Brownback may get chance to shine

? Confirmation hearings for Justice Sandra Day O’Connor’s successor could offer national exposure for a Kansas senator who may seek a presidential run.

Republican Sam Brownback landed a spot this term on the Senate Judiciary Committee, the body charged with holding hearings on President Bush’s nominee for the Supreme Court.

The hearings could give many Americans their first glimpse of a man who could seek to earn the GOP nomination for the White House.

“It’s a big opportunity for him,” said Norm Ornstein, a political scholar at the American Enterprise Institute, a Washington think tank. “The hearings will be very high profile. There’s a pretty good chance we’ll see a significant portion of them televised by the networks.”

Ornstein said Brownback would face a big question if the president nominates a moderate, such as Attorney General Alberto Gonzales, who likely would be “outright opposed or unhappily received by a good share of Sam’s base.”

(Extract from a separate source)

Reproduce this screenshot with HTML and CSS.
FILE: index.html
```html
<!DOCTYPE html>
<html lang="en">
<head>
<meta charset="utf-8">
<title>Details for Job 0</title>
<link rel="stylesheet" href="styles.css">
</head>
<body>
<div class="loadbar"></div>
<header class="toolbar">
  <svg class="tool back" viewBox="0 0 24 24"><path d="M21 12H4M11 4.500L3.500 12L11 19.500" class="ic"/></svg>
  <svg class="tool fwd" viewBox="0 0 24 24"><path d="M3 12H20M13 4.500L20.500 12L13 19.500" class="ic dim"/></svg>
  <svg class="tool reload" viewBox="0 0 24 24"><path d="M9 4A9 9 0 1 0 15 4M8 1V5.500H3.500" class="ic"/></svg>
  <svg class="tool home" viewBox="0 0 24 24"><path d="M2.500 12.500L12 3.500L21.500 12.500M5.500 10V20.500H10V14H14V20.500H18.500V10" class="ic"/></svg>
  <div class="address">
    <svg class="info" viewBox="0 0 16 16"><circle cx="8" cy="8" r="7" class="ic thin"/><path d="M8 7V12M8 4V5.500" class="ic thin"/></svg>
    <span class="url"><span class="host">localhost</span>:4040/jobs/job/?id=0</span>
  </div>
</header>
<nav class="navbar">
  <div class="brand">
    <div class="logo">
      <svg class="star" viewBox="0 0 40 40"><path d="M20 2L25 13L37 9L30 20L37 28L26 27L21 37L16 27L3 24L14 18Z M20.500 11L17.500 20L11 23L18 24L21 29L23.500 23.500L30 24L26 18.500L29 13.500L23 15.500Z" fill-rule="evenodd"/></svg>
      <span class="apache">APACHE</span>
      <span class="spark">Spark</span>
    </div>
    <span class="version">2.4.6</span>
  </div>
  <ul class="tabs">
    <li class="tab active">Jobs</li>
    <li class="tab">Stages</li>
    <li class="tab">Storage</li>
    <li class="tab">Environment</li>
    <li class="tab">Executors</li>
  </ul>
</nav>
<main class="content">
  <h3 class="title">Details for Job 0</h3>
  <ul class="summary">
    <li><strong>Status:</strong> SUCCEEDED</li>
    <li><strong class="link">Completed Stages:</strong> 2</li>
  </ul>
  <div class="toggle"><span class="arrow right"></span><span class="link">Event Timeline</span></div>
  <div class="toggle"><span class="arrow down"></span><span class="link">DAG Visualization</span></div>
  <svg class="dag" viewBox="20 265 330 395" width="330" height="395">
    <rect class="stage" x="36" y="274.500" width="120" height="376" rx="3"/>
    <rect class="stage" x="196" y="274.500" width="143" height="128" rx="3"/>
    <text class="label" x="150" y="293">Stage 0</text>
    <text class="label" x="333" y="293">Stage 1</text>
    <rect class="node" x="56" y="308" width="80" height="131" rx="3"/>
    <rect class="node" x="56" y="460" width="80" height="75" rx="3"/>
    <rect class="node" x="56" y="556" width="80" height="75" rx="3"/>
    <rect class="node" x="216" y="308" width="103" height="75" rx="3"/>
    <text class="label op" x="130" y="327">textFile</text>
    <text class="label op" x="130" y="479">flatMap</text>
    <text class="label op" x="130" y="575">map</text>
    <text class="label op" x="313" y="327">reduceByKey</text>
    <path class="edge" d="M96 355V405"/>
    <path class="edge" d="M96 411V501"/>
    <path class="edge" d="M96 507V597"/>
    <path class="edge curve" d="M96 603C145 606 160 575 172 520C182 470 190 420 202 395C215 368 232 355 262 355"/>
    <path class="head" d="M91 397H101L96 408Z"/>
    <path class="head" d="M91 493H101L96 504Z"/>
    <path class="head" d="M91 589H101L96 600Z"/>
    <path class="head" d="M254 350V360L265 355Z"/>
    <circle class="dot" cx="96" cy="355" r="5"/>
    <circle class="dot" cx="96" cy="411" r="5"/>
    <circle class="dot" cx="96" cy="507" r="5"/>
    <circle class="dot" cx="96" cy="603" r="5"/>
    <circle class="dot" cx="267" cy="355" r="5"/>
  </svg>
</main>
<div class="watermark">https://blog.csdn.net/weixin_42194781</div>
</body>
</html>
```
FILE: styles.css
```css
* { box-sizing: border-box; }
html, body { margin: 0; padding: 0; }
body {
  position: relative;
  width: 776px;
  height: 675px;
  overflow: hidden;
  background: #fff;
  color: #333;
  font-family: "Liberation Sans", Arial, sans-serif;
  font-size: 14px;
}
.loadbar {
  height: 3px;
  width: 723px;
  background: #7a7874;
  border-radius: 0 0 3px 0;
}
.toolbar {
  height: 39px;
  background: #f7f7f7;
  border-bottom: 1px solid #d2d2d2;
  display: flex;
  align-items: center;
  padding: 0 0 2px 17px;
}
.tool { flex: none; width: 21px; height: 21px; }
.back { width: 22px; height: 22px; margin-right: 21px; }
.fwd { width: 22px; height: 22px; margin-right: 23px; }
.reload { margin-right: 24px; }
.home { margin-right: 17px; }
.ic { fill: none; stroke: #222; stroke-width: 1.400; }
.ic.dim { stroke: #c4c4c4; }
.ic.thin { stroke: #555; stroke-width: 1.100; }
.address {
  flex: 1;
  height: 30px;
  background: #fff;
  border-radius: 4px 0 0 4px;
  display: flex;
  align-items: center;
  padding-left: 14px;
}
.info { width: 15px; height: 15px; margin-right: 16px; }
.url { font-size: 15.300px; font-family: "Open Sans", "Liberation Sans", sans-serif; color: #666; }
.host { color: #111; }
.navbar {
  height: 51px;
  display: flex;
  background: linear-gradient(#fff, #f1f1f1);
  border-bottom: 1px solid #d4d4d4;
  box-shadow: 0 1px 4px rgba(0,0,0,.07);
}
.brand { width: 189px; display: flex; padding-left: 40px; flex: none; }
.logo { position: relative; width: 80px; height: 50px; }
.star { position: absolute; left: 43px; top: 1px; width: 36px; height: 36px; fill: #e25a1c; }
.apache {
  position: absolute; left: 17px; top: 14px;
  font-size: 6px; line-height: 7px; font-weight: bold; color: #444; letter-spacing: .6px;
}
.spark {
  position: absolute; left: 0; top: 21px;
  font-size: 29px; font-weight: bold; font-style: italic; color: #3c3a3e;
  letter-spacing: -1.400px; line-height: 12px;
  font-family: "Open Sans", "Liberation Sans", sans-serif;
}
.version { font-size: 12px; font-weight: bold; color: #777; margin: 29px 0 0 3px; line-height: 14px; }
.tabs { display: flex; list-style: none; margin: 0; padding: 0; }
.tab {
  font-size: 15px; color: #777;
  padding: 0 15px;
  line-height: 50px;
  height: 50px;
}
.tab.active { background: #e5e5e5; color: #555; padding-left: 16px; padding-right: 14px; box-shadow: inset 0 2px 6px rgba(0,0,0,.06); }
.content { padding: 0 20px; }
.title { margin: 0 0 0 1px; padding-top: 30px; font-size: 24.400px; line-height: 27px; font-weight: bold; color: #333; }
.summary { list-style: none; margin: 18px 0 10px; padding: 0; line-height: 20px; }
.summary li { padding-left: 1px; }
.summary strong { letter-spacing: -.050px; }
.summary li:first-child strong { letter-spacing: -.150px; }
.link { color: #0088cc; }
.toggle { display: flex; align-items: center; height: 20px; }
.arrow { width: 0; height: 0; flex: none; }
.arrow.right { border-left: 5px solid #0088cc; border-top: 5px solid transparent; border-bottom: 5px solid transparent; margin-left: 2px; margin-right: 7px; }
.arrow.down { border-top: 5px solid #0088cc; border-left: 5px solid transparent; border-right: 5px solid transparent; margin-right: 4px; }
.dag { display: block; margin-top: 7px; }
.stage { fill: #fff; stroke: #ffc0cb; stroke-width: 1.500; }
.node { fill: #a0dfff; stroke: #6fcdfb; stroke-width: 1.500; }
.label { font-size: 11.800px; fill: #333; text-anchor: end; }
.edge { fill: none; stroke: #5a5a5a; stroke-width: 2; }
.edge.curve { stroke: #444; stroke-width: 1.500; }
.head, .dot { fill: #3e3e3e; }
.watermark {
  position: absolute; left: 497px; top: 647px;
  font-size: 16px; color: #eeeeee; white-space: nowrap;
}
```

“Does he fall in behind the president?” Ornstein asked. “Or does he try to stake out that position on the right?”

Kansas State University political scientist Joe Aistrup said Brownback must present himself as a strong conservative without appearing too strident.

“He has to look like a leader,” Aistrup said. “He can’t sound shrill in pursuing his position, can’t appear to be an intransigent right-wing ideologue.”

For his part, Brownback says he’ll “be watching to determine whether the nominee is committed to the text of the Constitution or seeing it as a living document that changes based upon five votes.”

But as the only potential Republican presidential candidate on the Senate Judiciary Committee, Brownback also seems to grasp what’s at stake. He was among the first on the Senate floor to address O’Connor’s resignation.

In those comments, he said “federal courts today are redefining the meaning of marriage, removing the role of faith in the public square, running prisons and schools by decree, (and) enhancing federal power at the expense of the states.”